徐悲鸿学贯中西,才华横溢,鉴赏能力超群,他对“范振华”的评价应该是独到而中肯的。在旧社会统治阶级和文人士大夫常常鄙视民间艺术为雕虫小技、下三流、不登大雅之堂的论调一统天下的社会大背景下,徐悲鸿敢于为精典的民间艺术和出类拔萃的艺人,顶风迎浪,大声呼号,确实难能可贵,也是他的傲骨所然。徐悲鸿的艺术思想和境界,是值得广大艺术工作者所学习的。
剪纸艺术家陈志农
陈志农蒙族人,剪纸家。陈志农的剪纸艺术不同于普通的民间剪纸,他是以剪纸为载体,靠轮廓来说话,以平民生活为依据,生活写生为素材,直接剪出新旧北京城市风俗风情的剪影艺术作品。他手中的笔和剪刀成为抨击时弊的武器,纪录史实的工具,他对艺术的真诚表现在剪纸艺术的不断创新和开拓,徐悲鸿给予高度评价。他在 1950 年《民间文化集刊》上撰文写道:“陈先生的剪纸寻常人以为平淡无奇,我却以为陈先生是今日中国艺术界代表人物之一。因为他用民间艺术形式的剪纸工具,表现一个高级造型艺术的心灵,这在世界上任何地区也是少有的。陈先生的剪纸题材极其广泛,单以劳动人民为主,我所见的就有一百多种。去年我乘出国之便,带去五六十种,以示捷克、苏联朋友,人人赞美。‘有目共睹’是不虚伪的。剪纸是一种小型艺术,但是陈志农先生的造诣达到一大艺术家的程度,所以我极愿替他表扬,又陈先生有蒙古血统、有望他将来成一新型曹雪芹!”徐悲鸿把一个民间剪纸家评价为今日中国艺术界代表人物之一,这是给予的多高殊荣。徐悲鸿说过:“我讨厌温吞水式的评奖,反正我的言论,我自己负责。”

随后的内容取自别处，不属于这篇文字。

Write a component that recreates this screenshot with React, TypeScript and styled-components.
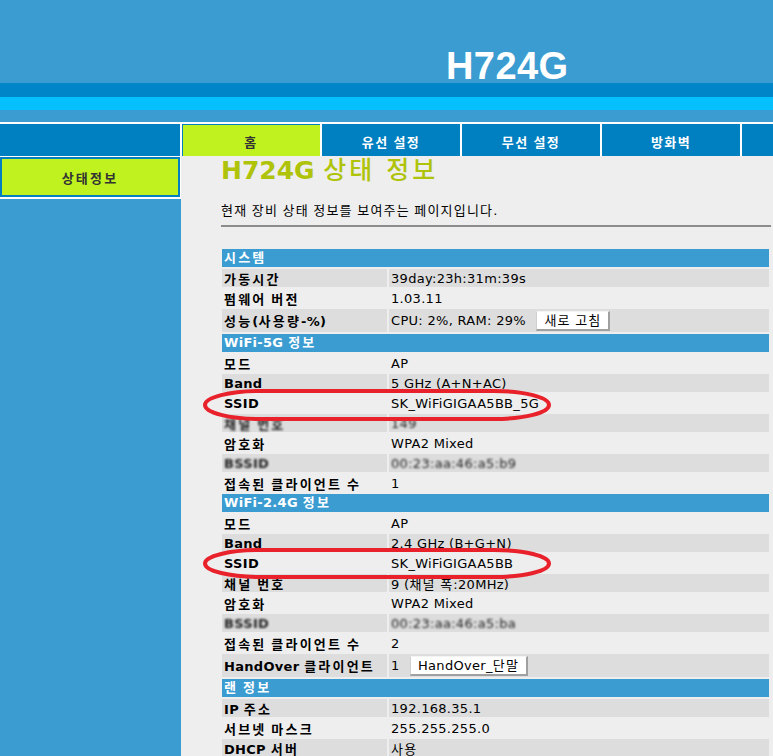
import React from 'react'
import styled, { createGlobalStyle } from 'styled-components'

const GlobalStyle = createGlobalStyle`
  html, body {
    margin: 0;
    padding: 0;
    background: #eeeeee;
  }
  body {
    font-family: "DejaVu Sans", "Noto Sans CJK KR", sans-serif;
    font-size: 13px;
    letter-spacing: 0.3px;
    color: #000;
    overflow: hidden;
  }
`

// hangul runs are set a little wider, like the bitmap gulim of the original
const Ko = styled.span`
  letter-spacing: 1.2px;
`

function ko(text: string) {
  return (
    <span>
      {text
        .split(/([\uAC00-\uD7A3]+)/)
        .map((part, i) => (i % 2 ? <Ko key={i}>{part}</Ko> : part))}
    </span>
  )
}

const Page = styled.div`
  display: flex;
  flex-direction: column;
  width: 773px;
  min-height: 756px;
`

const Top = styled.div`
  box-sizing: border-box;
  height: 83px;
  padding: 47px 0 0 446px;
  background: #3b9cd1;
`

const Logo = styled.div`
  font-family: "Liberation Sans", Arial, sans-serif;
  font-weight: bold;
  font-size: 38px;
  line-height: 38px;
  letter-spacing: 0.4px;
  color: #fff;
`

const Stripe = styled.div<{ $h: number; $c: string }>`
  height: ${p => p.$h}px;
  background: ${p => p.$c};
`

const Nav = styled.div`
  display: flex;
  gap: 2px;
  height: 32px;
  background: #fff;
`

const NavSpacer = styled.div`
  width: 180px;
  background: #0080c0;
`

const Tab = styled.div<{ $active?: boolean; $grow?: boolean }>`
  display: flex;
  align-items: center;
  justify-content: center;
  padding-top: 3px;
  box-sizing: border-box;
  width: ${p => (p.$grow ? 'auto' : '138px')};
  flex: ${p => (p.$grow ? '1' : 'none')};
  background: ${p => (p.$active ? '#c0f21f' : '#0080c0')};
  box-shadow: ${p => (p.$active ? 'inset 0 1px 0 #0080c0, inset 1px 0 0 #0080c0' : 'none')};
  color: ${p => (p.$active ? '#333' : '#fff')};
  font-weight: bold;
  font-size: 13px;
  ${Ko} {
    letter-spacing: 1.4px;
  }
`

const Body = styled.div`
  flex: 1;
  display: grid;
  grid-template-columns: 181px 1fr;
`

const Sidebar = styled.div`
  background: #3b9cd1;
`

const SideTop = styled.div`
  background: #fff;
  padding: 1px 1px 2px 0;
`

const SideItem = styled.div`
  height: 36px;
  border: 2px solid #0080c0;
  background: #c0f21f;
  display: flex;
  align-items: center;
  justify-content: center;
  font-weight: bold;
  color: #333;
  ${Ko} {
    letter-spacing: 2.2px;
  }
`

const Main = styled.div`
  background: #eeeeee;
  padding: 0 2px 0 40px;
`

const Title = styled.h1`
  margin: 0;
  font-size: 25px;
  line-height: 30px;
  font-weight: bold;
  letter-spacing: 0;
  color: #afc30b;
  span {
    font-weight: 500;
    letter-spacing: 3px;
  }
`

const Desc = styled.p`
  margin: 17px 0 0;
  line-height: 16px;
  font-size: 13px;
`

const Rule = styled.div`
  margin-top: 6px;
  height: 2px;
  background: #8c8c8c;
`

const TableWrap = styled.div`
  position: relative;
  margin: 22px 2px 0 1px;
`

const Grid = styled.div`
  display: grid;
  grid-template-columns: 165px 1fr;
  gap: 2px;
`

const SectionHead = styled.div`
  grid-column: 1 / -1;
  height: 18px;
  line-height: 18px;
  padding-left: 2px;
  background: #3b9cd1;
  color: #fff;
  font-weight: bold;
  ${Ko} {
    letter-spacing: 2.2px;
  }
`

const Cell = styled.div<{ $alt?: boolean; $tall?: boolean; $label?: boolean }>`
  display: flex;
  align-items: center;
  height: ${p => (p.$tall ? 23 : 18)}px;
  padding-left: 2px;
  background: ${p => (p.$alt ? '#dddddd' : 'transparent')};
  font-weight: ${p => (p.$label ? 'bold' : 'normal')};
  white-space: pre;
  ${Ko} {
    letter-spacing: ${p => (p.$label ? 2.2 : 1.2)}px;
  }
`

const Blur = styled.span`
  filter: blur(0.9px);
  color: #222;
`

const Btn = styled.span`
  margin-left: 6px;
  height: 17px;
  line-height: 17px;
  padding: 0 7px;
  background: #fff;
  border-top: 1px solid #f4f4f4;
  border-left: 1px solid #d0d0d0;
  border-right: 2px solid #a0a0a0;
  border-bottom: 2px solid #a0a0a0;
`

const Marks = styled.svg`
  position: absolute;
  left: 0;
  top: 0;
  overflow: visible;
  pointer-events: none;
`

type Row = {
  label: string
  value: React.ReactNode
  alt?: boolean
  blur?: boolean
  tall?: boolean
}

type Section = { title: string; rows: Row[] }

const sections: Section[] = [
  {
    title: '시스템',
    rows: [
      { label: '가동시간', value: '39day:23h:31m:39s', alt: true },
      { label: '펌웨어 버전', value: '1.03.11' },
      {
        label: '성능(사용량-%)',
        value: (
          <>
            {'CPU: 2%, RAM: 29% '}
            <Btn>{ko('새로 고침')}</Btn>
          </>
        ),
        alt: true,
        tall: true,
      },
    ],
  },
  {
    title: 'WiFi-5G 정보',
    rows: [
      { label: '모드', value: 'AP' },
      { label: 'Band', value: '5 GHz (A+N+AC)', alt: true },
      { label: 'SSID', value: 'SK_WiFiGIGAA5BB_5G' },
      { label: '채널 번호', value: '149', alt: true, blur: true },
      { label: '암호화', value: 'WPA2 Mixed' },
      { label: 'BSSID', value: '00:23:aa:46:a5:b9', alt: true, blur: true },
      { label: '접속된 클라이언트 수', value: '1' },
    ],
  },
  {
    title: 'WiFi-2.4G 정보',
    rows: [
      { label: '모드', value: 'AP' },
      { label: 'Band', value: '2.4 GHz (B+G+N)', alt: true },
      { label: 'SSID', value: 'SK_WiFiGIGAA5BB' },
      { label: '채널 번호', value: '9 (채널 폭:20MHz)', alt: true },
      { label: '암호화', value: 'WPA2 Mixed' },
      { label: 'BSSID', value: '00:23:aa:46:a5:ba', alt: true, blur: true },
      { label: '접속된 클라이언트 수', value: '2' },
      {
        label: 'HandOver 클라이언트',
        value: (
          <>
            {'1 '}
            <Btn>HandOver_{ko('단말')}</Btn>
          </>
        ),
        alt: true,
        tall: true,
      },
    ],
  },
  {
    title: '랜 정보',
    rows: [
      { label: 'IP 주소', value: '192.168.35.1', alt: true },
      { label: '서브넷 마스크', value: '255.255.255.0' },
      { label: 'DHCP 서버', value: '사용', alt: true },
    ],
  },
]

function text(v: React.ReactNode) {
  return typeof v === 'string' ? ko(v) : v
}

function StatusTable() {
  return (
    <TableWrap>
      <Grid>
        {sections.map(s => (
          <React.Fragment key={s.title}>
            <SectionHead>{ko(s.title)}</SectionHead>
            {s.rows.map((r, i) => (
              <React.Fragment key={i}>
                <Cell $label $alt={r.alt} $tall={r.tall}>
                  {r.blur ? <Blur>{ko(r.label)}</Blur> : ko(r.label)}
                </Cell>
                <Cell $alt={r.alt} $tall={r.tall}>
                  {r.blur ? <Blur>{text(r.value)}</Blur> : text(r.value)}
                </Cell>
              </React.Fragment>
            ))}
          </React.Fragment>
        ))}
      </Grid>
      {/* red marker loops drawn around the SSID rows */}
      <Marks width="1" height="1">
        <rect x="-17" y="142" width="344" height="28" rx="55" ry="14" fill="none" stroke="#e8212b" strokeWidth="4" />
        <rect x="-17" y="301" width="344" height="27" rx="55" ry="13.5" fill="none" stroke="#e8212b" strokeWidth="4" />
      </Marks>
    </TableWrap>
  )
}

export default function App() {
  return (
    <Page>
      <GlobalStyle />
      <Top>
        <Logo>H724G</Logo>
      </Top>
      <Stripe $h={14} $c="#0085c9" />
      <Stripe $h={13} $c="#05bfff" />
      <Stripe $h={12} $c="#3b9cd1" />
      <Stripe $h={2} $c="#ffffff" />
      <Nav>
        <NavSpacer />
        <Tab $active>{ko('홈')}</Tab>
        <Tab>{ko('유선 설정')}</Tab>
        <Tab>{ko('무선 설정')}</Tab>
        <Tab>{ko('방화벽')}</Tab>
        <Tab $grow />
      </Nav>
      <Body>
        <Sidebar>
          <SideTop>
            <SideItem>{ko('상태정보')}</SideItem>
          </SideTop>
        </Sidebar>
        <Main>
          <Title>
            H724G <span>상태 정보</span>
          </Title>
          <Desc>{ko('현재 장비 상태 정보를 보여주는 페이지입니다.')}</Desc>
          <Rule />
          <StatusTable />
        </Main>
      </Body>
    </Page>
  )
}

徐悲鸿毕生致力于重建中国美术事业的辉煌,他说:“作为一个画家,画得再好,成就再大,只不过是他一个人的成就。如果美术教育工作发展起来,培养出一大批画家,那就是国家的成就。”是他发现了和团结了众多的美术界著名人士,是他发现了被埋没的民间艺术家和民间艺术,使之重建辉煌,影响深远。徐悲鸿不亏为古今美术界、工艺美术界伯乐之首。
让我们继续发扬徐悲鸿精神,关心爱护我国的民间工艺美术。对传统工艺美术不仅要做好传承工作,而且要大胆创新,坚持贴近生活、写实主义创作原则,作出民众喜闻乐见的工艺美术作品。今日的创新,也就是明日的非遗,让我国的工艺美术事业兴旺而发达。
(编者注:作者毛关福,男,1946 年生于上海,现为上海美协会员,上海市工艺美术大师、工艺美术学会雕塑专业会员,本协会副会长。擅雕塑、油画及国画,作品入选各类大展,并荣获金奖等各类奖项,受聘上海交大特约研究员。其主要作品有新中国历届最高人民法院院长 10 尊胸像、西藏活佛像、雷锋、谢晋等名人像以及各种造型关公像。编者稍作修改。)